TVA earns more than $1.1 billion, pays off Bellefonte debt

Cold winter boosted power use, but fuel costs drop

Bellefonte Nuclear Plant is pictured Monday, July 30, 2018 in Hollywood, Alabama. Nuclear Development LLC successfully bid $111 million for the Bellefonte site, with its two partially-built pressurized water reactors plus infrastructure, including switchyards, office buildings, warehouses, cooling towers, water pumping stations and railroad spurs.
Bellefonte Nuclear Plant is pictured Monday, July 30, 2018 in Hollywood, Alabama. Nuclear Development LLC successfully bid $111 million for the Bellefonte site, with its two partially-built pressurized water reactors plus infrastructure, including switchyards, office buildings, warehouses, cooling towers, water pumping stations and railroad spurs.

With help from Mother Nature and cheaper fuel, the Tennessee Valley Authority boosted its income in fiscal 2018 while still reducing the average cost of delivered power to the nearly 10 million customers served by the federal utility.

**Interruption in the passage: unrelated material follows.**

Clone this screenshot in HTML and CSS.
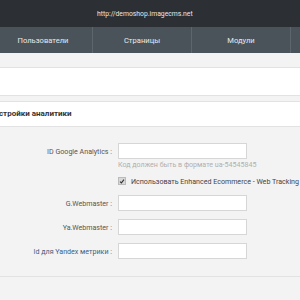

TVA said today it earned more than $1.1 billion in net income in the fiscal year ended Sept. 30, up by more than 63 percent from the previous year, even after TVA took extra income to pay off the remaining debt on the last of TVA's investments in nuclear plants that were never finished.

TVA sold more than $11 billion in electricity across its 7-state region in fiscal 2018, primarily due to colder winter weather in January which led to TVA setting an all-time record for energy demand in a 24-hour period. Also in January 2018, TVA set three of its top-12 winter peak demand records during the coldest days of the year.

Cheaper natural gas and more abundant rain for TVA's hydroelectric units, combined with more nuclear power generation, helped to reduce TVA's fuel costs from 1.7 cents per kilowatthour to 1.62 cents per kilowatthour. That offset a 1.5 percent base rate increase during the year to keep the delivered cost of power slightly below the average for the previous year.

"We've kept rates flat or even slightly down over the past five or six years while reducing our debt to the lowest level in 25 years and improving our reliability to our best ever," TVA President Bill Johnson said. "It was a remarkable year and our employees did an excellent job this year."

Net income was the second highest ever for TVA in its 85-year history during 2018, behind only the record high of $1.2 billion earned in 2016. TVA would have had a record year for profits in the past year, but it took advantage of its higher operating income in fiscal 2018 to accelerate the pay off of the remaining $764 million in debt associated with its canceled Bellefonte Nuclear Power Plant in Alabama to fully amortize the unfinished plant.

That cut net income, but also helped reduce TVA's debt level to the lowest level since the early 1990s, TVA Chief Financial Officer John Thomas said.

"With the improved results, it seemed appropriate to extinguish some of these obligations," Thomas told the TVA board Wednesday. "With our strong results, we ended up with lower debt levels so we had lower interest expenses (in fiscal 2018)."

TVA invested more than $4 billion in building Bellefonte, plus billions more in interest expense, before it suspended work in 1988 and ultimately decided to scrap the facility due to shrinking growth in power demand and rising costs to complete the plant. TVA has given developer Franklin Haney until the end of the month to complete a $111 million purchase of the Bellefonte assets.

Paying off the Bellefonte debt helped TVA to pare its debt and long-term obligations down to $24.3 billion - $5.7 billion below its statutory limit and the lowest debt level for TVA in 25 years,

Even with more power sales, in 2018 TVA cut its operating and maintenance expense by $508 million for the year primarily driven by a one-time discretionary pension contribution in 2017, and a decrease in nuclear planned outage days. Over the past five years, TVA has cut its annual operating expenses by more than $800 million, primarily by cutting 3,000 TVA jobs and thousands of other contract positions after TVA shut down some of its coal plants and reduced its building staff.

TVA reported today that as of Sept. 30, it had 10,023 employees. Most of those workers will be receiving winning performance bonuses for the favorable 2018 results later this month, TVA Human Resources Vice President Sue Collins said.

The TVA board approved the bonus payments for the employees' annual at-risk pay during Wednesday's meeting in Tupelo, Mississippi. The annual payments are expected to be paid around Thanksgiving.